(no title)
apavlo | 5 months ago
→ Meta's Nimble: https://github.com/facebookincubator/nimble
→ CWI's FastLanes: https://github.com/cwida/FastLanes
→ SpiralDB's Vortex: https://vortex.dev
→ CMU + Tsinghua F3: https://github.com/future-file-format/f3
On the research side, we (CMU + Tsinghua) weren't interested in developing new encoders and instead wanted to focus on the WASM embedding part. The original idea came as a suggestion from Hannes@DuckDB to Wes McKinney (a co-author with us). We just used Vortex's implementations since they were in Rust and with some tweaks we could get most of them to compile to WASM. Vortex is orthogonal to the F3 project and has the engineering energy necessary to support it. F3 is an academic prototype right now.

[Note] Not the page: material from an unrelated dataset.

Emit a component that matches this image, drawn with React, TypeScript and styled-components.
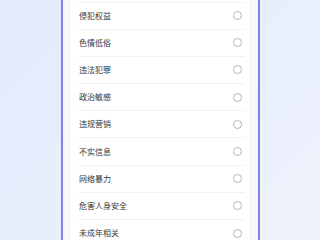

I note that the Germans also released their own fileformat this year that also uses WASM. But they WASM-ify the entire file and not individual column groups:
→ Germans: https://github.com/AnyBlox
rancar2|5 months ago
Centigonal|4 months ago
Will one of the new formats absorb the others' features? Will there be a format war a la iceberg vs delta lake vs hudi? Will there be a new consortium now that everyone's formats are out in the wild?
digdugdirk|5 months ago
Also, back on topic - is your file format encryptable via that WASM embedding?
tomnicholas1|5 months ago
I would love to bring these benefits to the multidimensional array world, via integration with the Zarr/Icechunk formats somehow (which I work on). But this fragmentation of formats makes it very hard to know where to start.